Twitter's pretty much the same thing. I got on for work initially, then I started following people I'm actually interested in. Then I started throwing out comments about politics or sports or whatever else for basically the same reasons as I do my blog (and decided I needed to cut off anything work related from it, because those worlds don't mix). Twitter's a little different in that I have a number of people I know personally that follow me, but my take on it is they do so at their own risk. I try not to be too opinionated on Facebook where I'm connected with tons of people. If anyone latches on to me at Twitter, they're getting the less filtered version of me.

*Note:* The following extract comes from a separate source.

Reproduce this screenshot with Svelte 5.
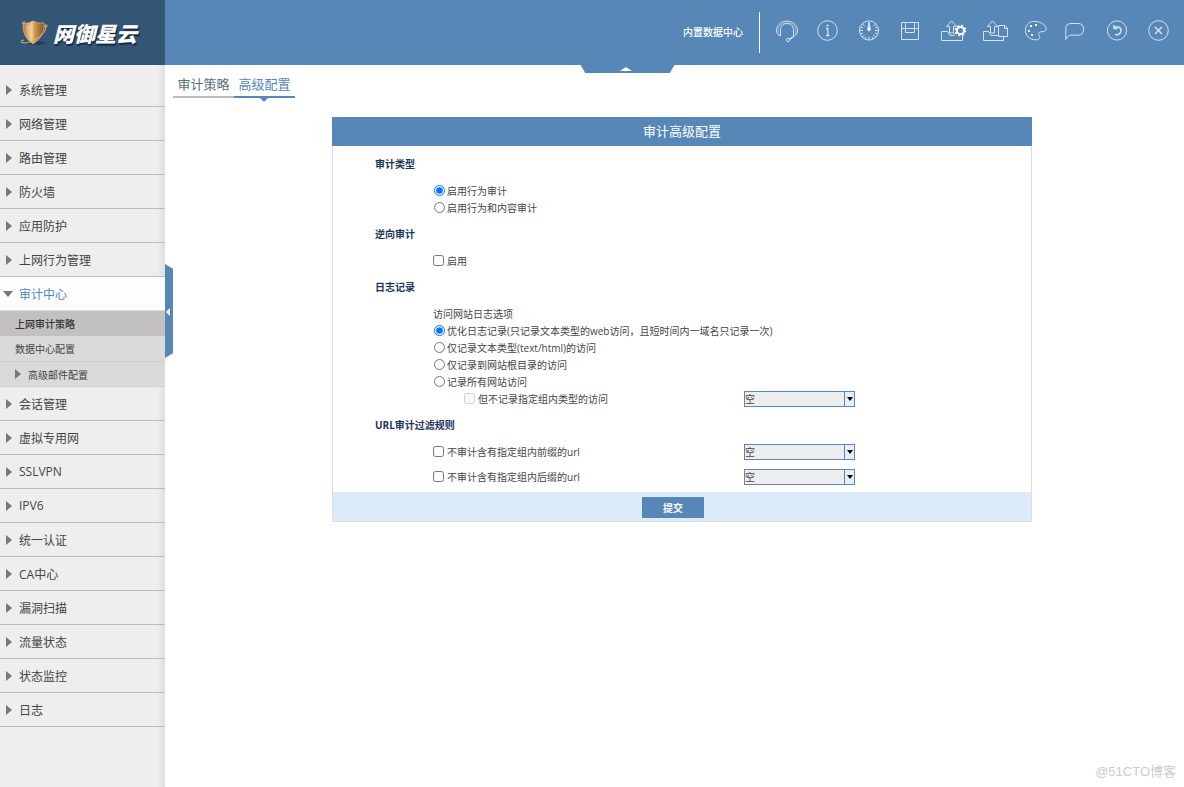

You'll notice that on here I don't talk much, if at all, about my personal life. It's not that it's super-great and I don't want to brag, and it's also not because it's a meaningless existence and there's nothing to write about. It's just not that interesting and there are a few things I want to keep private. With Twitter, it's a little more personal, but not much. I might mention weekend plans or when I'm looking forward to sleeping, but that's about it. I don't describe what I'm having for breakfast and I don't post pictures of me pouring milk on my Post Toasties. No one gives a crap. I'm sure you put your own socks on in the morning and are comfortable assuming I do the same thing, so I'll spare you the play-by-play.
I make observations and (lame) jokes for my own satisfaction. A (very) few have latched on and listened (read?), and I'm really thankful a few people agree or enjoy it. But really, this is for my own amusement or blowing off steam.
And yes, I realize I just made a huge post railing against narcissism and self importance. Either I'm a hypocrite or it's amusingly ironic.